(RECORDS TO USE):

● ● ● ● ●

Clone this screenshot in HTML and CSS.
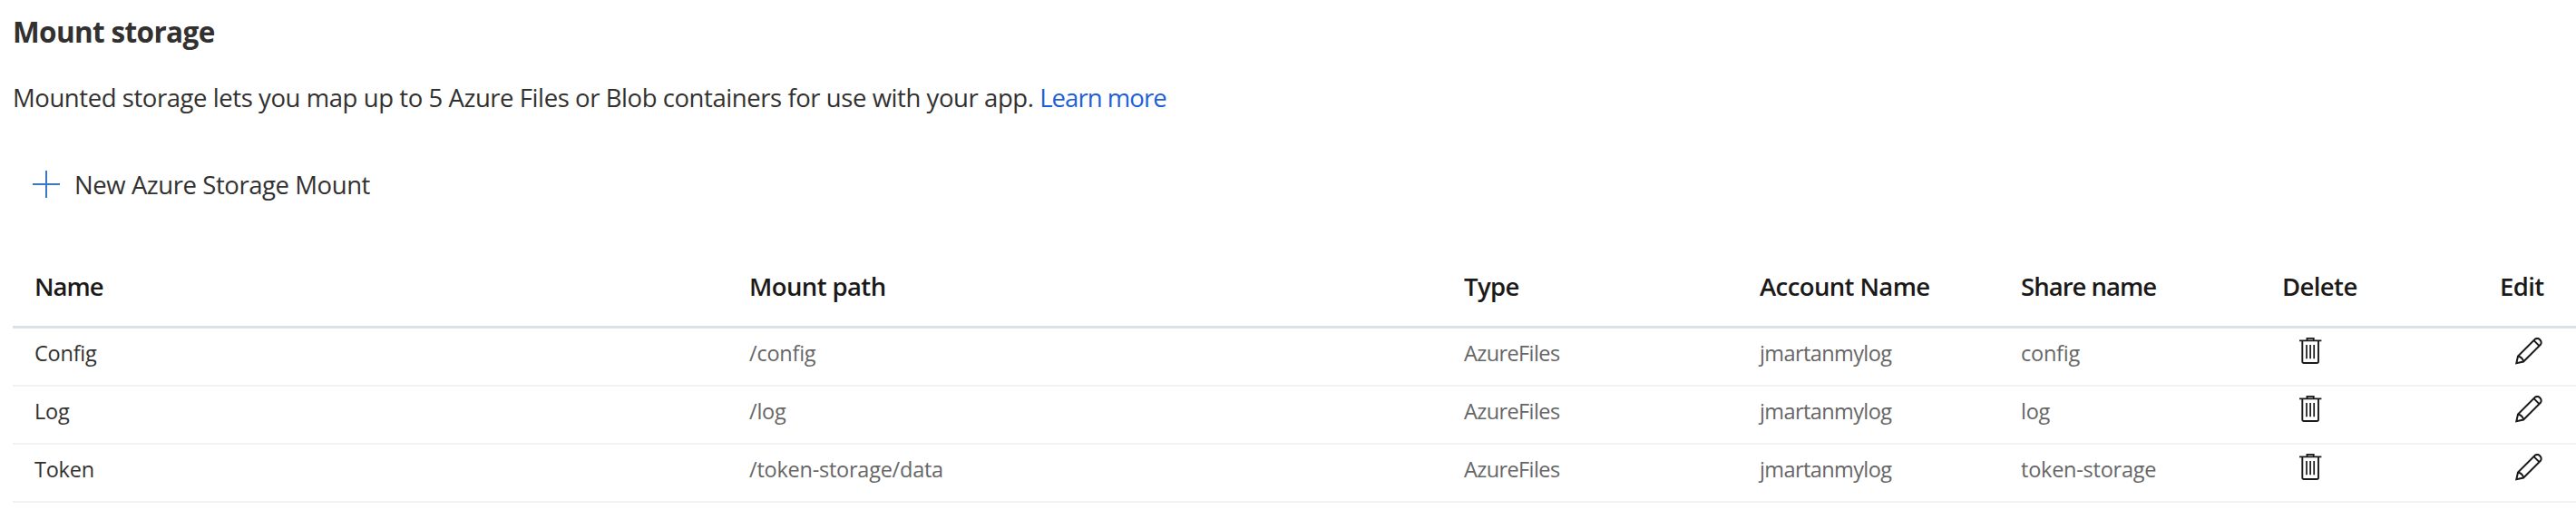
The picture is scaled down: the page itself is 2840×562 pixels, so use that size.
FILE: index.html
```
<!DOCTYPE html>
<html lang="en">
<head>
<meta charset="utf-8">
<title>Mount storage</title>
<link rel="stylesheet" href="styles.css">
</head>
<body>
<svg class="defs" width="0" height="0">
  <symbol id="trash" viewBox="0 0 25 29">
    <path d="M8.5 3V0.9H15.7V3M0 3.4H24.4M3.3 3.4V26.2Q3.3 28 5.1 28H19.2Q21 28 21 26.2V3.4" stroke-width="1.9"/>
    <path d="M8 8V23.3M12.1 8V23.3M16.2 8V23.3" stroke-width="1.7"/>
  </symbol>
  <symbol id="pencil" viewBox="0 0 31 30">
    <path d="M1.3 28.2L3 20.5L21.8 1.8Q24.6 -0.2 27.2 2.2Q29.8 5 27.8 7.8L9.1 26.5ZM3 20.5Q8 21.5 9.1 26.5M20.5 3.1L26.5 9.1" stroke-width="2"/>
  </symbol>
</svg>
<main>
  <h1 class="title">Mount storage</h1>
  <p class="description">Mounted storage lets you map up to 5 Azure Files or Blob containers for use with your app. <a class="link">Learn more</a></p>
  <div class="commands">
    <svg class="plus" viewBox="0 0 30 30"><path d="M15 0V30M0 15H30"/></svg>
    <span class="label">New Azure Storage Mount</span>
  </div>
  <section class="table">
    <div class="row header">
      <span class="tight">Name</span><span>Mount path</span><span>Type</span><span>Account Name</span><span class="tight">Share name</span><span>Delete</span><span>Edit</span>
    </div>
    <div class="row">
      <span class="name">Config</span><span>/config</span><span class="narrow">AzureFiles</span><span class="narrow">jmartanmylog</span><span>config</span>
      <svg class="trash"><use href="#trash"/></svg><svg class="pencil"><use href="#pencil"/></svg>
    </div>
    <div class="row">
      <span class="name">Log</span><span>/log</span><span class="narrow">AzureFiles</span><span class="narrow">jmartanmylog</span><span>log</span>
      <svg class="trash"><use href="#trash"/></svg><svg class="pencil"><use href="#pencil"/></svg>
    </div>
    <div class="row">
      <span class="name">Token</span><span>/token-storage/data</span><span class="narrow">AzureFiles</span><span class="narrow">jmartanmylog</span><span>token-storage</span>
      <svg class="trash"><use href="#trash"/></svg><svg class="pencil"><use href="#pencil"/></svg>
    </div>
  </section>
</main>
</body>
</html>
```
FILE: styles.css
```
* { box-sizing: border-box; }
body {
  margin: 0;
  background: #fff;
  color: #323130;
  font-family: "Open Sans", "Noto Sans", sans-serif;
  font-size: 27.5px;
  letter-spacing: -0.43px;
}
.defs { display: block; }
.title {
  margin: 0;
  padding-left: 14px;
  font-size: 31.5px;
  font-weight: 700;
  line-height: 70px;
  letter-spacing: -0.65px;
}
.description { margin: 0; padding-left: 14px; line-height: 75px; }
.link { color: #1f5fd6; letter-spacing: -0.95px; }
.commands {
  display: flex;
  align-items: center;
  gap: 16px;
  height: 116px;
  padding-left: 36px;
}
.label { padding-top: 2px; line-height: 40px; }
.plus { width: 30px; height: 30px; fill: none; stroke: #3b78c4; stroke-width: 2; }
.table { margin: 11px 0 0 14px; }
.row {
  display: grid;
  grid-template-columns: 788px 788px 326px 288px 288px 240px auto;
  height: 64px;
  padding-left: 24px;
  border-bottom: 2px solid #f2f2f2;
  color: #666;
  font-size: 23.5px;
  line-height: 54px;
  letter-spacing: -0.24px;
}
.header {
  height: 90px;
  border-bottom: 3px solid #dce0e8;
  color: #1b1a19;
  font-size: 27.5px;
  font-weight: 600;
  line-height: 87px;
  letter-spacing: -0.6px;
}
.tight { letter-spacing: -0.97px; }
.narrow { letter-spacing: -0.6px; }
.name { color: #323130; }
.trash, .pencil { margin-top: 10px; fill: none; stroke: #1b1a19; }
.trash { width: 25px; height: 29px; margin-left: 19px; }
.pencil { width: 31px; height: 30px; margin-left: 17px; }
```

● ● ● ● ●

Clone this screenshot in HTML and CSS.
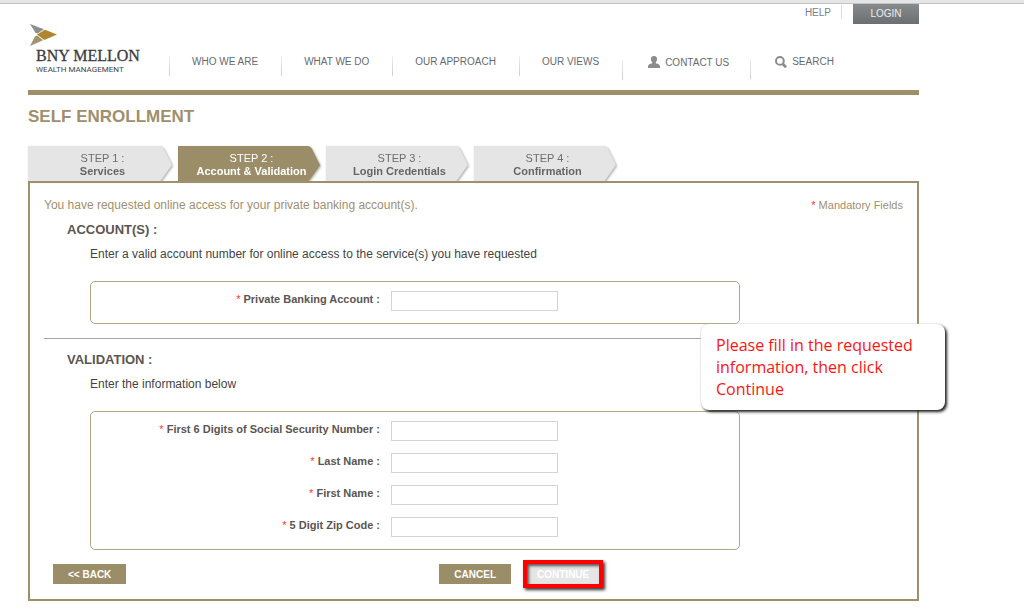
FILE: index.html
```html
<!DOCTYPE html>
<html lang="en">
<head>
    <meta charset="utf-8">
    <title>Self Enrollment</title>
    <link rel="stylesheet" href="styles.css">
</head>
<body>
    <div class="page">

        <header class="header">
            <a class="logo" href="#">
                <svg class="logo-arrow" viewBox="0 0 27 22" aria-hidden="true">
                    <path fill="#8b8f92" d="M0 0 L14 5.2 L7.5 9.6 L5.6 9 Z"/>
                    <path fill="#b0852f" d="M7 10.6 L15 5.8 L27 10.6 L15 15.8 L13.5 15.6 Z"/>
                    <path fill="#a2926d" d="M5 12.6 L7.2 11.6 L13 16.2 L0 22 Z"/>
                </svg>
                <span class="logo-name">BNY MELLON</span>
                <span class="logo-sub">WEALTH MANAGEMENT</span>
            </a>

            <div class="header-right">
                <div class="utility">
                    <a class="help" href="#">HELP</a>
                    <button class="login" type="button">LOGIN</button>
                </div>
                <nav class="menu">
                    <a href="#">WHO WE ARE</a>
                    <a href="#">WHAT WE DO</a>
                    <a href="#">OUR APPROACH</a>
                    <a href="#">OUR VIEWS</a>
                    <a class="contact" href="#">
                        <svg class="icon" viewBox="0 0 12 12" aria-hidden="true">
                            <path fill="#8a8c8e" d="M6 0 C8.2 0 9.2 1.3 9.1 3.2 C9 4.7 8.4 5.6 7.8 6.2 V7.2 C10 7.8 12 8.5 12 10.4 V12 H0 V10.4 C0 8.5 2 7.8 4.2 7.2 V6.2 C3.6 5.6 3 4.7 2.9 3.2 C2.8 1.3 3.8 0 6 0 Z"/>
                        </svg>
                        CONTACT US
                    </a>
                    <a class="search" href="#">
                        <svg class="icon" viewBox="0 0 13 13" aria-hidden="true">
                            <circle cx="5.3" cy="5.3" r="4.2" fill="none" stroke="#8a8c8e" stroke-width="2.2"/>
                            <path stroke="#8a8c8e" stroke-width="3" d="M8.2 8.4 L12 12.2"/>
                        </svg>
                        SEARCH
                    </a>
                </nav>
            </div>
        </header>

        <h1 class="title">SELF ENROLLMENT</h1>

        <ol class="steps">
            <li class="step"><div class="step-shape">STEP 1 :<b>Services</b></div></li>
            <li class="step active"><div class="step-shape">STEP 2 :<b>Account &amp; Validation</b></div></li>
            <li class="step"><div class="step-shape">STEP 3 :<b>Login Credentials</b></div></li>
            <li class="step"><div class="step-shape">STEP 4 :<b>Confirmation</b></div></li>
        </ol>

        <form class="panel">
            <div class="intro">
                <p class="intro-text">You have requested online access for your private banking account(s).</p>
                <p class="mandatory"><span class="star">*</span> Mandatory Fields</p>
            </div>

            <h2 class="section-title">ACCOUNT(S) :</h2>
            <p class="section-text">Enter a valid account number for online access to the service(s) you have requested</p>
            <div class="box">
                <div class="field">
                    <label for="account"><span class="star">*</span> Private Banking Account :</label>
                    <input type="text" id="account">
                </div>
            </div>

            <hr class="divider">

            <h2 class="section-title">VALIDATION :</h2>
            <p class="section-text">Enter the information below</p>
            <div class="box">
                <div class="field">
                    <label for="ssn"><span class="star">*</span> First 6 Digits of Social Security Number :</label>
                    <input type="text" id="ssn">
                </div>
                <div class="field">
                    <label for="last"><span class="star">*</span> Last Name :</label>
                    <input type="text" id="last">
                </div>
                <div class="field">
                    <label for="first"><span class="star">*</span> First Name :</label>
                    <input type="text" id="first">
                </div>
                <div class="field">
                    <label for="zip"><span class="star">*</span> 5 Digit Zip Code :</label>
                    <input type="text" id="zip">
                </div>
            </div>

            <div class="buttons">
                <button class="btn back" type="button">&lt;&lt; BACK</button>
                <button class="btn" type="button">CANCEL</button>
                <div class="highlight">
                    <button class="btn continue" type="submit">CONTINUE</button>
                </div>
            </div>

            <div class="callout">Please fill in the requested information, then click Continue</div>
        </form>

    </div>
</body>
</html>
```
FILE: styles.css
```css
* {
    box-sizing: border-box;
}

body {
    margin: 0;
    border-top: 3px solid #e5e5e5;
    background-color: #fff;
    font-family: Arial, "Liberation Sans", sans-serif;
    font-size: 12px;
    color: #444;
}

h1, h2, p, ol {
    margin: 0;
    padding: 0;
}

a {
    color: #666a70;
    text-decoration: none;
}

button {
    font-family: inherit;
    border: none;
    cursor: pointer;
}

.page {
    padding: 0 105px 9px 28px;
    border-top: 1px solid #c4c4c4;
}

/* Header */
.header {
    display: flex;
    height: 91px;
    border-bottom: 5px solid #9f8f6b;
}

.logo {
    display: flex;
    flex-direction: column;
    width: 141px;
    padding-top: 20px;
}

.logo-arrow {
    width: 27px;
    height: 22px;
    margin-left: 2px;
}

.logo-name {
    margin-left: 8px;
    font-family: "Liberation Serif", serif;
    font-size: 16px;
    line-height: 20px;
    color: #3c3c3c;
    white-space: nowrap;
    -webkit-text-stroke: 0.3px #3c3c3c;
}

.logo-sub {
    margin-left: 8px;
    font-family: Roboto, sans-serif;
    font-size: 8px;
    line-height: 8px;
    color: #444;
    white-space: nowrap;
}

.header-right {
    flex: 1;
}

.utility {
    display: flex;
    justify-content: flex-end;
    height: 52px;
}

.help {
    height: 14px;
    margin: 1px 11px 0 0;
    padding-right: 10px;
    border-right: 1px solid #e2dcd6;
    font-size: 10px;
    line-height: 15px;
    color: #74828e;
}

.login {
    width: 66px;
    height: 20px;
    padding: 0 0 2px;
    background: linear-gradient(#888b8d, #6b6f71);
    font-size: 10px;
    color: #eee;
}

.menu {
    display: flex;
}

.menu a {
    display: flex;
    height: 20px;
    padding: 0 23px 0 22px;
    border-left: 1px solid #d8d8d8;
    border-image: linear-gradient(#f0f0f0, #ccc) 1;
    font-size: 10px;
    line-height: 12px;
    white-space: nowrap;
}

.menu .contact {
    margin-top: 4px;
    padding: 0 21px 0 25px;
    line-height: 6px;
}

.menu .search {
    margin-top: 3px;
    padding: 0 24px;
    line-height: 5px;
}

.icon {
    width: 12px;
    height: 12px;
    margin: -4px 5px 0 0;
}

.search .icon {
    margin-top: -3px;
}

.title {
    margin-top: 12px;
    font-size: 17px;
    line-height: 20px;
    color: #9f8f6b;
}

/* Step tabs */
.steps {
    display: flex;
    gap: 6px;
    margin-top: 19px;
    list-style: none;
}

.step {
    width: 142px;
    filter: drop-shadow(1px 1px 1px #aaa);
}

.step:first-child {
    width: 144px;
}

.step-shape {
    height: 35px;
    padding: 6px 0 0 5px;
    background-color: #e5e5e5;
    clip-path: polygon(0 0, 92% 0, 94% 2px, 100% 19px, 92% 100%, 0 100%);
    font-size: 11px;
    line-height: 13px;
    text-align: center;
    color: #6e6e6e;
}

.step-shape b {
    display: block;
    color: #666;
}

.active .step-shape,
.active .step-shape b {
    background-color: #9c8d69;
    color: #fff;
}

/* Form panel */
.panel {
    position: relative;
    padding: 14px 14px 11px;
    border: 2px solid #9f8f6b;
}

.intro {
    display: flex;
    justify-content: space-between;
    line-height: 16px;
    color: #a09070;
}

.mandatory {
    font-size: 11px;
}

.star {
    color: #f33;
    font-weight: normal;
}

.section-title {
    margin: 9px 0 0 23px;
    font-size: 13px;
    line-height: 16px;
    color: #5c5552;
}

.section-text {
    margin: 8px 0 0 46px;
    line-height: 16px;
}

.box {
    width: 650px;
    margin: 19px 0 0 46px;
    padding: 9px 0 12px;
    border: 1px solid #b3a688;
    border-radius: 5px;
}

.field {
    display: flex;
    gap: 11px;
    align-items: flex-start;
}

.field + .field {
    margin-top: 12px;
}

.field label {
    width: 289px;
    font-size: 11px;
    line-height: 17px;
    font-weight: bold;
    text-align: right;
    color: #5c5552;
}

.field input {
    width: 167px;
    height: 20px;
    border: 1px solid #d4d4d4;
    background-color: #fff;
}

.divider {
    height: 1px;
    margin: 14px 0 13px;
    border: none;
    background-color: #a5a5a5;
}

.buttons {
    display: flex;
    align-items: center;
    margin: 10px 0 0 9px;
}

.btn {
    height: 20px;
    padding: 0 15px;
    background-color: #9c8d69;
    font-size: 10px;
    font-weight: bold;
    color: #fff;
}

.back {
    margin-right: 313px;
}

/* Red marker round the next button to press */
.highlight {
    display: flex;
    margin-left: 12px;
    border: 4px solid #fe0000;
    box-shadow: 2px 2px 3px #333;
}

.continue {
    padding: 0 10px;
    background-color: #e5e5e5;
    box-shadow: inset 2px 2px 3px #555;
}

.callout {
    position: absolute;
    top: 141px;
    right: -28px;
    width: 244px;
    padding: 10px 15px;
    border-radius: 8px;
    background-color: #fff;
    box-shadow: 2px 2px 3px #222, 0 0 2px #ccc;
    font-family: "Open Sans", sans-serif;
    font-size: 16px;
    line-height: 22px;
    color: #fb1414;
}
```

● ● ● ● ●

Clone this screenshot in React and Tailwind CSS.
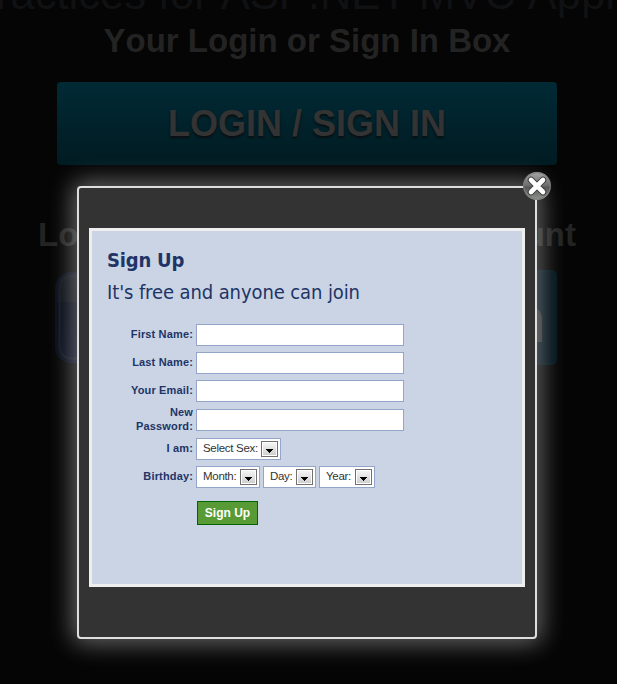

● ● ● ● ●

(WORK INSTRUCTIONS): Copy each line above where the string "page" occurs.

(SOLUTION TO THIS EXERCISE):
The picture is scaled down: the page itself is 2840×562 pixels, so use that size.
    <div class="page">
.page {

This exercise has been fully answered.